After talking to our clients about eye tracking in research, we realized that this technology is often misunderstood and misused by researchers. Usually, clients use the output from eye tracking tests simply as a set of pretty pictures - heatmaps, opacity maps and gazeplots. We also noticed that conclusions are drawn only from these pictures resulting in skin-deep insights, such as “the upper part of the label attracts more gazes than the lower part of the label”. This kind of conclusions is vague and hardly significant, which explains why clients are skeptical of the technology.
With 20 years into research and 10 years into eye tracking testing we can be certain that eye tracking is much more than colorful visuals. If we don’t use PC only as a calculator, we shouldn’t use eye tracking only as a set of pretty pictures.
To help you get the best out of your eye tracking tests, here is what you should pay attention to.
All of your eye tracking results can be split into two categories. First category is the obvious one – visualization. Those are all the pretty pictures we talked about - heatmaps, gazeplots and other visual elements that help us understand where respondents have looked.
Second category is what usually goes unnoticed. It is the area of interest and detailed statistical data associated with it. Area of interest (AOI) is the region on the picture that you highlight as the most important for your research (e.g. your logo, brand name, slogan, etc.). Here are few nerdy, but useful terms that can add more insight to our study.
Second category is what usually goes unnoticed. It is the area of interest and detailed statistical data associated with it. Area of interest is the region on the picture that you highlight as the most important for your research (e.g. your logo, brand name, slogan, etc.). Here is what statistical data can tell us about it.
Fixations count shows the number of times respondent gazed at a given area to look at an object or to read a text. It shows us the degree of customer involvement.

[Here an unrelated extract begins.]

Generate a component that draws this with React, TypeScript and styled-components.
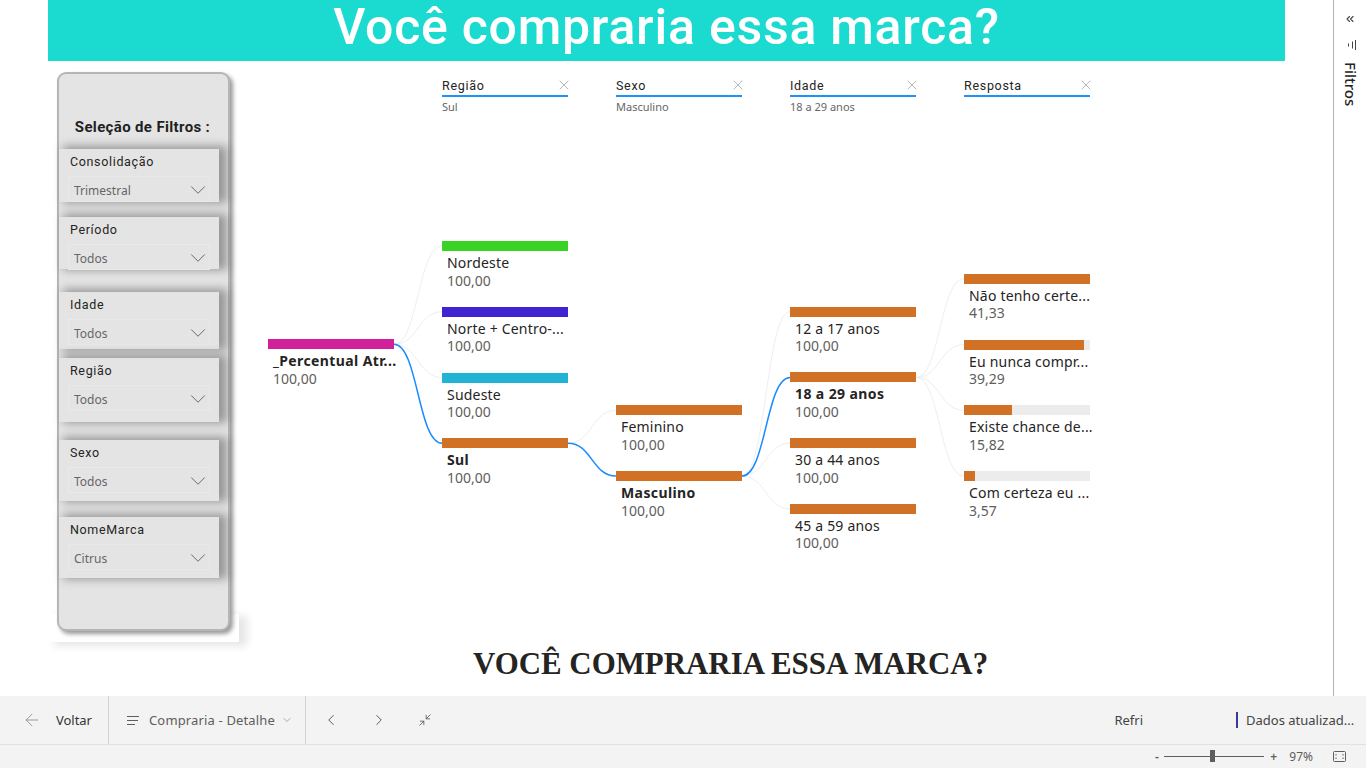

Fixations duration shows how long respondent’s gaze stayed within the area of interest. Similar to fixation count it is used to measure customer’s involvement.
Fixation participants count shows how many respondents fixed their gaze on an object at least once. This is extremely important when trying to estimate the percentage of consumers that have noticed your area of interest (e.g.logo).
Time to first fixation shows the time it took consumer to gaze and notice the object of interest. It helps us understand which object is noticed prior to others, as such object will have the least time to first fixation.
Fixations before show all of the fixations consumer did before he looked at the area of interest. Similar to the previous stat, this one shows us which elements attracted customer’s attention before he/she gazed at the area of interest.
Observation duration and observation count both show the number and longitude of the fixation. Observation count shows the number of visits and re-visits to AOI. Observation duration shows total time in seconds for every time a person has looked within AOI, starting with a fixation within the AOI and ending with a fixation outside the AOI. Unlike fixation count and fixation duration observations take into account the gazing time (consist of both fixations and saccades – fast, skimming gaze between fixations). This gives us a better data to work with, when objects of interest are too complicated or too detailed.
Let’s see how these stats can be helpful through an example.
Say, we need to evaluate how effective is product branding. We look at the heatmap and see a big red spot right on our logo, so we may assume that branding is effective, as consumers see our logo very well. However, all that the red spot tells us is that the cumulative exposure, or duration of consumers gazing at our logo, is high. This could mean that either there are many consumers, who looked at the area of interest multiple times, or there are few consumers, who were looking at the logo for a really long time.
These two different scenarios give us two controversial conclusions. To be certain which one is more accurate we have to take a look at the stats.
In this particular case, Fixation participants’ count and Fixation before could be very helpful. First one tells us that only half of consumers looked at the logo. And the second one shows that logo was the last thing consumers noticed. Based on this information, we can now draw a more precise conclusion – when a consumer has a little contact with advertisement, the chances of him/her noticing the logo are extremely low. Consequently, client would be advised to change the design of the packaging to increase brand visibility.
It is important to see a full picture and take into account all of the data eye tracking test provides us with. It is a fast and easy way to get better insights and avoid making wrong assumptions.
Eye Tracking is more than pretty pictures, make sure to use it to your best advantage!